■ Directions for this task:
Show all lines that include the string "styles"; copy each one.

■ Records to process:
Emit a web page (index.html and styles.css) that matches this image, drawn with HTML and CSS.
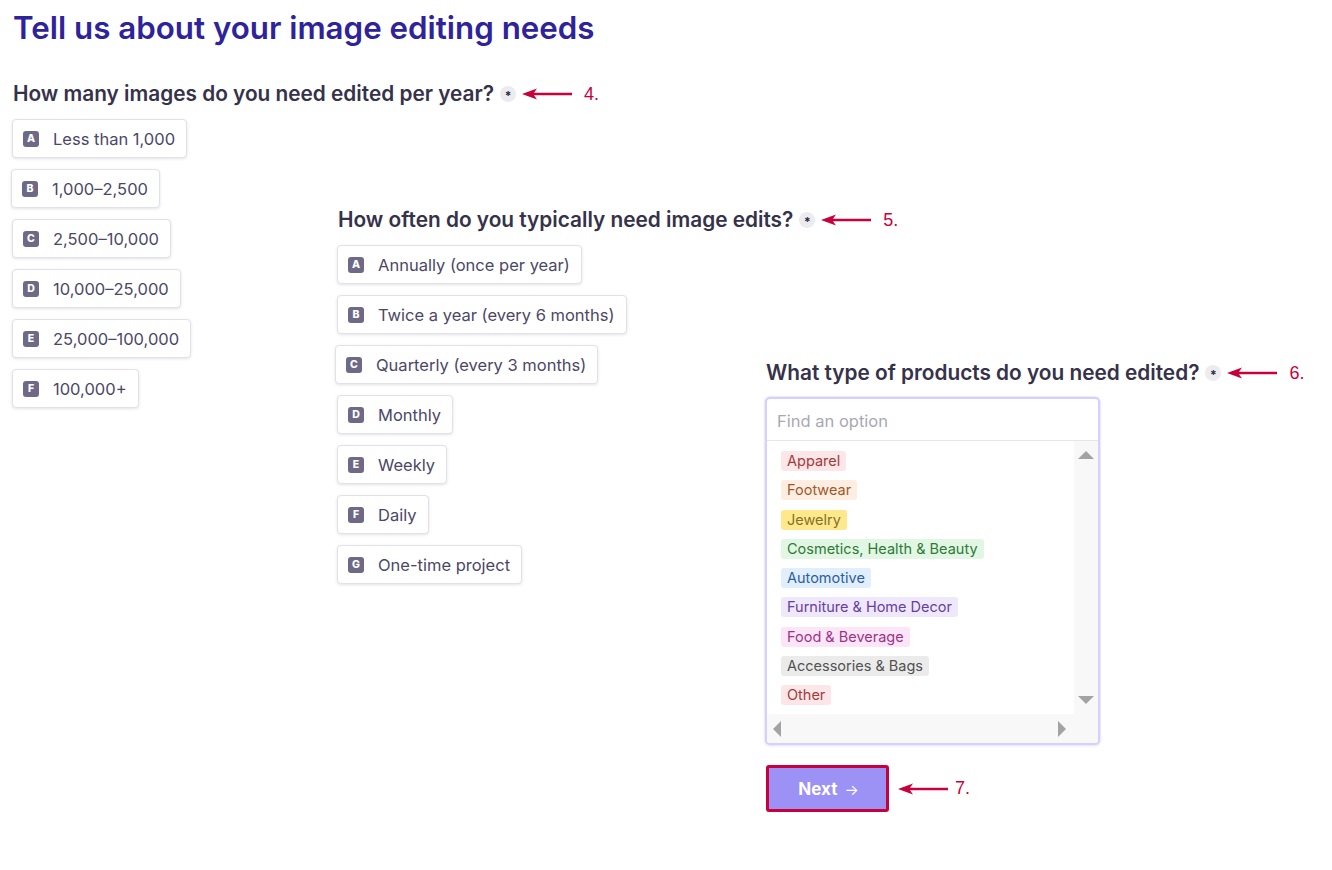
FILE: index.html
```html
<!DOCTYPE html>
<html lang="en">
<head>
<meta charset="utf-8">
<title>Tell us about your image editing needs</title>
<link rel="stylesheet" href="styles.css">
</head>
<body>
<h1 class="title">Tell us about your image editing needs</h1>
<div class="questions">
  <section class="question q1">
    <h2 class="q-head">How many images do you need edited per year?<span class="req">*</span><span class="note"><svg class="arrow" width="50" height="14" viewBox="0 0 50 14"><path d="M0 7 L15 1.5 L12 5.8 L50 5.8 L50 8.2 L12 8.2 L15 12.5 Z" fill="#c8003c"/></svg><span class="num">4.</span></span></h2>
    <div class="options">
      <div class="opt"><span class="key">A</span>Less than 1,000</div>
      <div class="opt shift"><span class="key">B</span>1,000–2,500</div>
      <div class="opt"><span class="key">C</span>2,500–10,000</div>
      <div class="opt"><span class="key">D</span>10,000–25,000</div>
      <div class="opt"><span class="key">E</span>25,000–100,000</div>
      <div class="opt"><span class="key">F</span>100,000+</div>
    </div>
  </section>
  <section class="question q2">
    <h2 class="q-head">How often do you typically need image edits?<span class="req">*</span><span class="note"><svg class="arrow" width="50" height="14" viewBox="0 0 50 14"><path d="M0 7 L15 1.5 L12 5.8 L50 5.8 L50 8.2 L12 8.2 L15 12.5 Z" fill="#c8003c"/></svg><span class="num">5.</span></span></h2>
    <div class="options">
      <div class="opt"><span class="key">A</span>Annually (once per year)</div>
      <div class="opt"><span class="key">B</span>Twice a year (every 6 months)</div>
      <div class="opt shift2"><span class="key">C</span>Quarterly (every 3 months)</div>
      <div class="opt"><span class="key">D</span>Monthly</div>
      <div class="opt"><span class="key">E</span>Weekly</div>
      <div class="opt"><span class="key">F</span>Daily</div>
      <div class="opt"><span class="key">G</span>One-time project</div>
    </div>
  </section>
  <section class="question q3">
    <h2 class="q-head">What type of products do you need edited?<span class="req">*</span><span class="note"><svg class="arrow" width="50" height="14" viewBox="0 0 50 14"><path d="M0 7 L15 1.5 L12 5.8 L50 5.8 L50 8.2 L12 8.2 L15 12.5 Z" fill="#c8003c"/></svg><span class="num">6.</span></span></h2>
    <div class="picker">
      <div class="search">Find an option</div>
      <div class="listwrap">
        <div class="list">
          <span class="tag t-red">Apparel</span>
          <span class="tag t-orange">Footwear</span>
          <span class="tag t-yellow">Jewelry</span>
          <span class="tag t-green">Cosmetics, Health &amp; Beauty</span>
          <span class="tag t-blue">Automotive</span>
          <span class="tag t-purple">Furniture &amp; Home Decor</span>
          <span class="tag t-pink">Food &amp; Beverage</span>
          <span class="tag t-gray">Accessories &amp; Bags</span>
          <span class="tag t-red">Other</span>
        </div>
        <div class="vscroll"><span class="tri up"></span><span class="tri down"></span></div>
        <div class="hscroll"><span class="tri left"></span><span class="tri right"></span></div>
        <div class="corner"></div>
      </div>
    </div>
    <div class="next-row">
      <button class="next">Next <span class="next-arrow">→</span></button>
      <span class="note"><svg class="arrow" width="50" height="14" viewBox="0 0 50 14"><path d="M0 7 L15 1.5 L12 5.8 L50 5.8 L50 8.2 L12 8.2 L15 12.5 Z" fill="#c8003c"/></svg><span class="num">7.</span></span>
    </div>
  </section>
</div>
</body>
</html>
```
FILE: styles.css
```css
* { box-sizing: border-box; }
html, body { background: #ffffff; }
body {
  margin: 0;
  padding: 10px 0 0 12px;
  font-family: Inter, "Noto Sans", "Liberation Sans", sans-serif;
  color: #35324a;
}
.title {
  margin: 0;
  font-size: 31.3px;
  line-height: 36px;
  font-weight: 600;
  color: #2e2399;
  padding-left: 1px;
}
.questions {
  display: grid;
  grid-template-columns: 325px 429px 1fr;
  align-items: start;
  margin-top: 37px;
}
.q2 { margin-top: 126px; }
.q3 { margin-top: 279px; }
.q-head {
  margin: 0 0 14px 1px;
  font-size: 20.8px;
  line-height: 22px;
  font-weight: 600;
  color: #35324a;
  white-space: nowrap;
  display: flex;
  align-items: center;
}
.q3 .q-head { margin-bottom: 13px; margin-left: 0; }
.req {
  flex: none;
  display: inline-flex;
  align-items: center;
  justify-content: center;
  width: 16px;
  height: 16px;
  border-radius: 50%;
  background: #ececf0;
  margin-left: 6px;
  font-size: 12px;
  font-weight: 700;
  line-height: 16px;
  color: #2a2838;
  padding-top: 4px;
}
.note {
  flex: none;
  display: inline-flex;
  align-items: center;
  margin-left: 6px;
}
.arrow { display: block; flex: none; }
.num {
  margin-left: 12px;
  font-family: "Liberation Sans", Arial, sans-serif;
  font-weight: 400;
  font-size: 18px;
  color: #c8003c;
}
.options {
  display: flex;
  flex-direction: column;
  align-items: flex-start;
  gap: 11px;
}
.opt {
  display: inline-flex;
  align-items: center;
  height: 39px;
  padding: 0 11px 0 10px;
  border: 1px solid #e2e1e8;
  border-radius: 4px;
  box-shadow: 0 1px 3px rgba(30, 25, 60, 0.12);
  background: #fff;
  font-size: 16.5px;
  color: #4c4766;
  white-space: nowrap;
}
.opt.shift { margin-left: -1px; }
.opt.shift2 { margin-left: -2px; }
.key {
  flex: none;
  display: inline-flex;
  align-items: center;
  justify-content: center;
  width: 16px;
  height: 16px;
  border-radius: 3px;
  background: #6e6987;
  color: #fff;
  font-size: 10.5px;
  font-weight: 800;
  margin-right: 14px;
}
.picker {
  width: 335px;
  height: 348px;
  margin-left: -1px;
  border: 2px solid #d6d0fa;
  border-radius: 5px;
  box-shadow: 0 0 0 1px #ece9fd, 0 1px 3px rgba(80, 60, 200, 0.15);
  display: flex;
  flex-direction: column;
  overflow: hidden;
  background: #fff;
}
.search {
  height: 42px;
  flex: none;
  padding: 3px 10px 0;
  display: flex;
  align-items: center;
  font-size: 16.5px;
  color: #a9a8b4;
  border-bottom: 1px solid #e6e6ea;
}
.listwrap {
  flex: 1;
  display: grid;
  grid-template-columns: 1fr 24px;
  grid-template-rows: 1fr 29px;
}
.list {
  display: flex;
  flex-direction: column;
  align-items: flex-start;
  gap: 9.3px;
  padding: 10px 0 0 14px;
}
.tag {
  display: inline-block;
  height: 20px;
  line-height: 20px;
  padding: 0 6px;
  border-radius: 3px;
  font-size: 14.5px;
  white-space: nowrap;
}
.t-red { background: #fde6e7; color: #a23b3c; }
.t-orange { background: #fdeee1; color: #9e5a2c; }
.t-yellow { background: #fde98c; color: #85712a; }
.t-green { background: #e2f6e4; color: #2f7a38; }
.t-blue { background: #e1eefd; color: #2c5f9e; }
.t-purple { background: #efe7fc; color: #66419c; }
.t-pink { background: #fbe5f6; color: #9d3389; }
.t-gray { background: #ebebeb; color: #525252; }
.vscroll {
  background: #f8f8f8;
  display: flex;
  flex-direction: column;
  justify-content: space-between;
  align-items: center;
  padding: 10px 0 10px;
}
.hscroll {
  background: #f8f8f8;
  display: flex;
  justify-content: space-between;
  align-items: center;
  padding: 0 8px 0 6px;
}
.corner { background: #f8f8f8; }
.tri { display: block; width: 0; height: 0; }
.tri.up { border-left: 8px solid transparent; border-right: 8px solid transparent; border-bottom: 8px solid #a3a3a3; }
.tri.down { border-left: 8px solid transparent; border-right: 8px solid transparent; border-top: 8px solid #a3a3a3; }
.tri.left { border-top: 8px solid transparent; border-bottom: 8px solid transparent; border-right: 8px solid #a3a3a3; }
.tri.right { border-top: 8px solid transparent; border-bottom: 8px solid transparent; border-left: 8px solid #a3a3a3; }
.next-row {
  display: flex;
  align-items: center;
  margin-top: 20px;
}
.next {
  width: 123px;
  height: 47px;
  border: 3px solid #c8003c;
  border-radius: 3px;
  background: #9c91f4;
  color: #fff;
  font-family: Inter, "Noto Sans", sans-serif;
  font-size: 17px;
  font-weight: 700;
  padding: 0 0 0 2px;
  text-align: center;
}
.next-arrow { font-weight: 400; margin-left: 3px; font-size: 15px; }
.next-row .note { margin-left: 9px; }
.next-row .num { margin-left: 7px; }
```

==

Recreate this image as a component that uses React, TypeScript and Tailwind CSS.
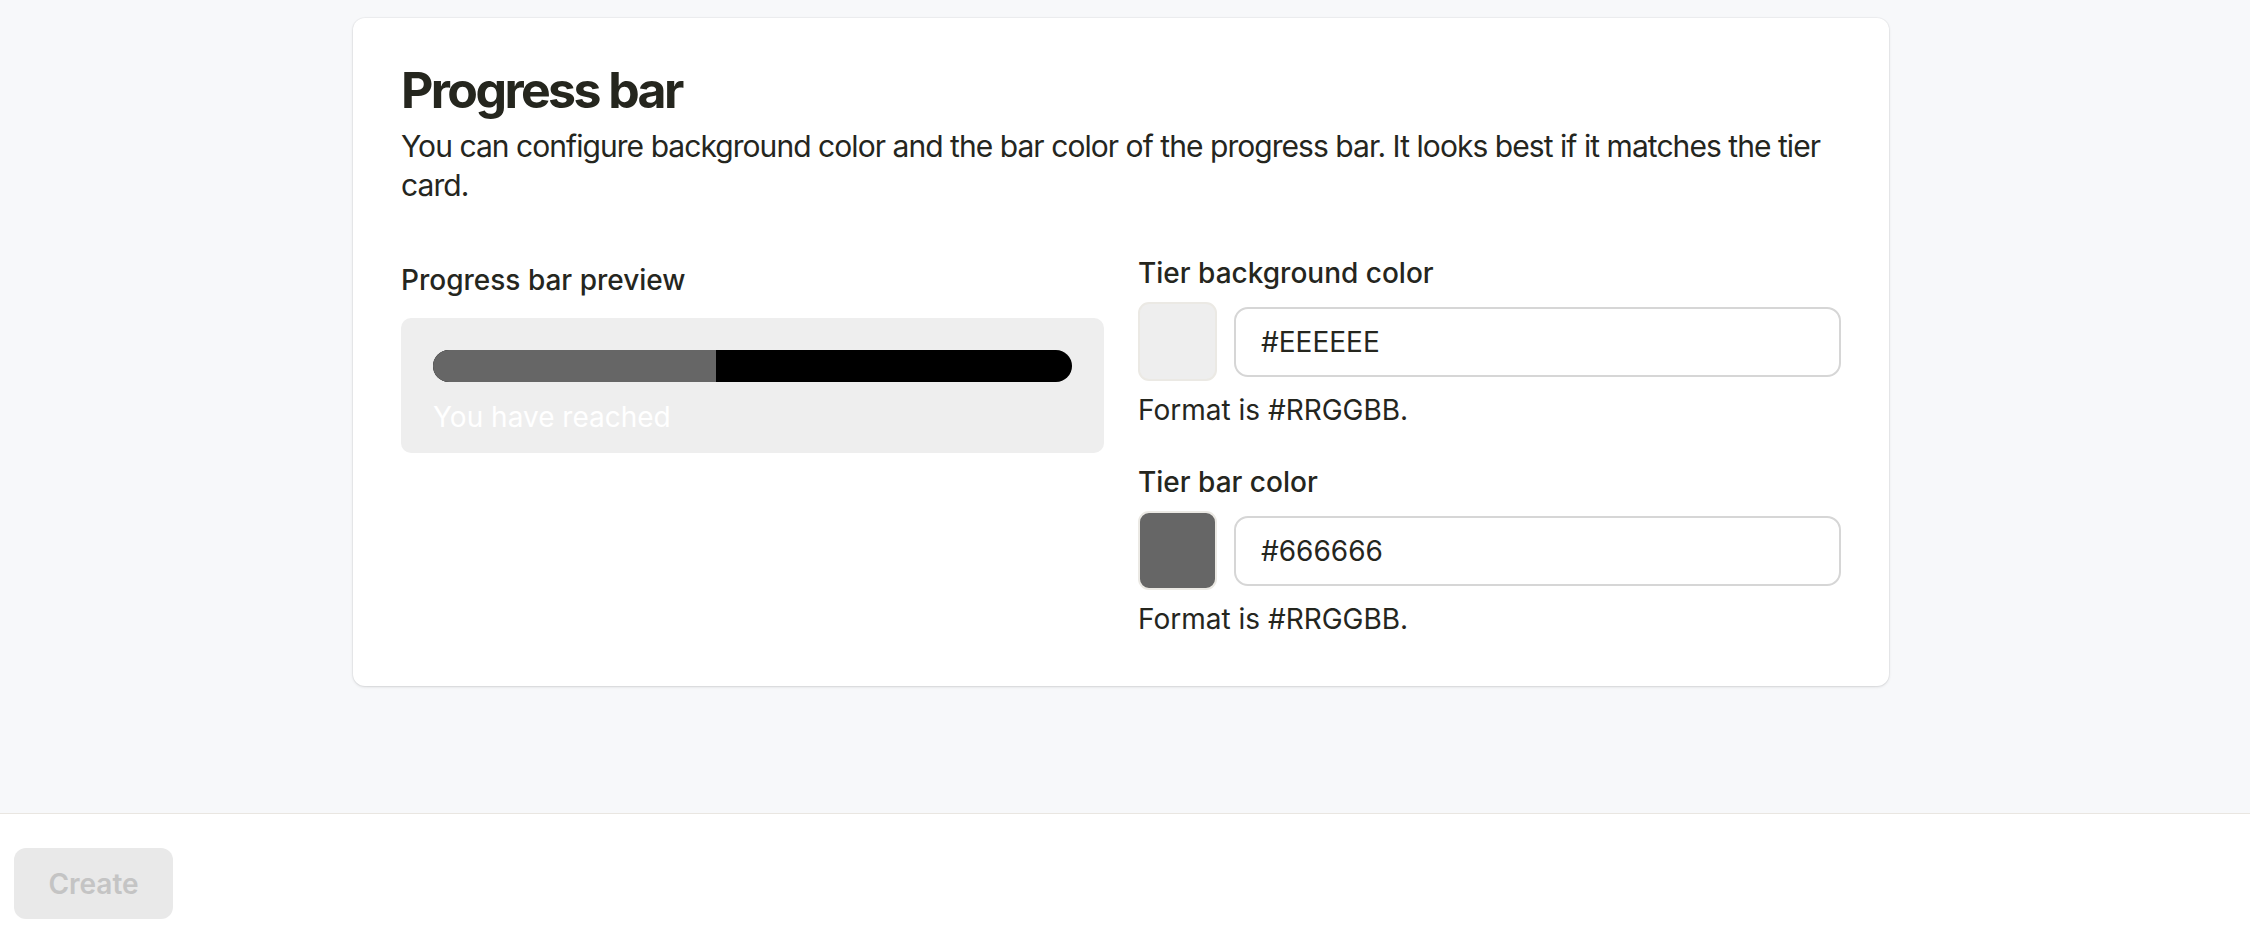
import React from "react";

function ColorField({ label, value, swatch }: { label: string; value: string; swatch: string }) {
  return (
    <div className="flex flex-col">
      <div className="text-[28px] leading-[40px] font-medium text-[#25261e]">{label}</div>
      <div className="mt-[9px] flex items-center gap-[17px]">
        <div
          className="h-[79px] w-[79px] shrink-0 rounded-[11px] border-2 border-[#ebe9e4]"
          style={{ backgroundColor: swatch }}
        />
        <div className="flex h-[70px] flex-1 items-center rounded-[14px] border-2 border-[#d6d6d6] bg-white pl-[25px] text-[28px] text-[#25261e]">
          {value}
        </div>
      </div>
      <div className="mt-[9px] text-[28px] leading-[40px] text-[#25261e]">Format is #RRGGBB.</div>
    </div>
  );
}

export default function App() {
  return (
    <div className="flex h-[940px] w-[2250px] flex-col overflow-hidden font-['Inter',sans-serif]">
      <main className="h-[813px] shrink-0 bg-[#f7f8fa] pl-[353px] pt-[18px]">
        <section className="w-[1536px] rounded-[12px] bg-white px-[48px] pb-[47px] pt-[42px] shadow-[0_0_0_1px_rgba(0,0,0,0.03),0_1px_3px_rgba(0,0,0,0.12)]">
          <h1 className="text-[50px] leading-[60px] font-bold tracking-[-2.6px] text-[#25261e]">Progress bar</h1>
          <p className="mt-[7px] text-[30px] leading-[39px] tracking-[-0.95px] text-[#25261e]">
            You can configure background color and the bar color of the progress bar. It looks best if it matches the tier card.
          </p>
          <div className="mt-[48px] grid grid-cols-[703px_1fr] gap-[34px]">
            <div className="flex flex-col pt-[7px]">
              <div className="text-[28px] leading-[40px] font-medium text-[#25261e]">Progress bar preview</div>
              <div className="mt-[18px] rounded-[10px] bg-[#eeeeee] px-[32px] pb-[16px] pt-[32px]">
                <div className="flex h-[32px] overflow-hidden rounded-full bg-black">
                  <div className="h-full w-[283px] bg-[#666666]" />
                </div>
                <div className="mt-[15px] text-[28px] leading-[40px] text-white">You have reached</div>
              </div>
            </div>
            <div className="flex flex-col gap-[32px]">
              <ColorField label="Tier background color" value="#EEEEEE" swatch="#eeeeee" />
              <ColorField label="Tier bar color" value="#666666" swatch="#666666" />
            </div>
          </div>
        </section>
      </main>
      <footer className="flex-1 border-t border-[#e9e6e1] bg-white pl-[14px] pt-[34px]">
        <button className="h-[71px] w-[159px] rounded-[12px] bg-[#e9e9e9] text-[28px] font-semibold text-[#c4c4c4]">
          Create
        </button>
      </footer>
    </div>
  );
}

--

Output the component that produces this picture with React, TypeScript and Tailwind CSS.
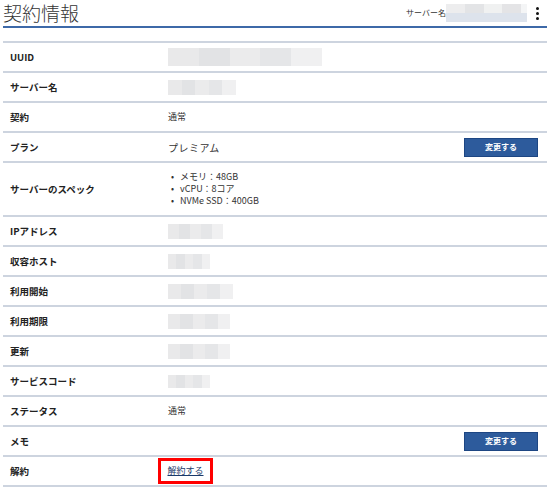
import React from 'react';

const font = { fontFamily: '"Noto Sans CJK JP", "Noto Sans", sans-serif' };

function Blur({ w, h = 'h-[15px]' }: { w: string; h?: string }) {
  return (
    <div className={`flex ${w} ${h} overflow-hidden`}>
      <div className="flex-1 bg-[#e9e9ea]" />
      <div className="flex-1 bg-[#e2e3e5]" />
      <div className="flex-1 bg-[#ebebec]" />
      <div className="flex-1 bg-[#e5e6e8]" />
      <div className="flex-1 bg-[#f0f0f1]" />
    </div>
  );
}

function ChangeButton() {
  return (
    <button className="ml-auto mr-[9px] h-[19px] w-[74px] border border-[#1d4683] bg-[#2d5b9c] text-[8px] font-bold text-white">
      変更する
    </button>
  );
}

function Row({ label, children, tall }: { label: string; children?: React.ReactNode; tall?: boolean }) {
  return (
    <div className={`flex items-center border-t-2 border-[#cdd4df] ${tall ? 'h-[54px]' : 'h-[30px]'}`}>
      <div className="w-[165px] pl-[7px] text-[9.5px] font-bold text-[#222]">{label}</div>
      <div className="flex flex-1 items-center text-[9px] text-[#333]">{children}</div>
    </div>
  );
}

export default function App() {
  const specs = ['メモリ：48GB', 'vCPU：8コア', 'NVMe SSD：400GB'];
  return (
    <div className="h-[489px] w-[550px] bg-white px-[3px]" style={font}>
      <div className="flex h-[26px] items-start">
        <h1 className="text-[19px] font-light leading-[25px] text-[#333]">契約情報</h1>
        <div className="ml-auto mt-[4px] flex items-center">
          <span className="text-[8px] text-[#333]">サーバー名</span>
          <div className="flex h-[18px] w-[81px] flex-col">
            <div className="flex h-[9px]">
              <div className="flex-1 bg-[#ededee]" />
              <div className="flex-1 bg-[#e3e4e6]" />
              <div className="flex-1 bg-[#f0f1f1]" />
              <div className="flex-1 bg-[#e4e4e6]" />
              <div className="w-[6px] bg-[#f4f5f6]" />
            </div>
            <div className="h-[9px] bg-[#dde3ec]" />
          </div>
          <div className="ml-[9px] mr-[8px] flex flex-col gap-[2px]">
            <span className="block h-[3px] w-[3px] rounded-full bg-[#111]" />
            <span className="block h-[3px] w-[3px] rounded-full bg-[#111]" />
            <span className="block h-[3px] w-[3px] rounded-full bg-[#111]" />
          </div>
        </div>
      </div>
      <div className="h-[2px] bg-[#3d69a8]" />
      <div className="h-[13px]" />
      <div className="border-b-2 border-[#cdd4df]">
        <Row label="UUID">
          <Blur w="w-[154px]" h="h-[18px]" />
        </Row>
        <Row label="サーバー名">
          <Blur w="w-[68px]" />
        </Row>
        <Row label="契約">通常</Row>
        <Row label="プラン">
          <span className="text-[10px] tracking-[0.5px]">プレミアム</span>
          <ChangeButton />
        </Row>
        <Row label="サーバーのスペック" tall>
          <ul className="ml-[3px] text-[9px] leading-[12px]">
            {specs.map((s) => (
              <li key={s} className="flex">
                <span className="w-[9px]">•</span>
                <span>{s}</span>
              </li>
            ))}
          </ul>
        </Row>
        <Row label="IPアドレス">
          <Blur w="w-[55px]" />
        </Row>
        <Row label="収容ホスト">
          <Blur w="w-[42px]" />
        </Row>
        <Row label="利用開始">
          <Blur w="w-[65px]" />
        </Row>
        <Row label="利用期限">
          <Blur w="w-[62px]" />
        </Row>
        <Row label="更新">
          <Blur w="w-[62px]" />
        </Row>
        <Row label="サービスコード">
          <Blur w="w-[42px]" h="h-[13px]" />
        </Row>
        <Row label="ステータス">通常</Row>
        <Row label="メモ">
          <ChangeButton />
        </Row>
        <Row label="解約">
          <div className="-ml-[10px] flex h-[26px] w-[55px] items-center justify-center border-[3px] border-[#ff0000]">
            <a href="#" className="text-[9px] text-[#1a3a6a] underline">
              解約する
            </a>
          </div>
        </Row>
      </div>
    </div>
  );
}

■ Correct response:
Emit a web page (index.html and styles.css) that matches this image, drawn with HTML and CSS.
<link rel="stylesheet" href="styles.css">
FILE: styles.css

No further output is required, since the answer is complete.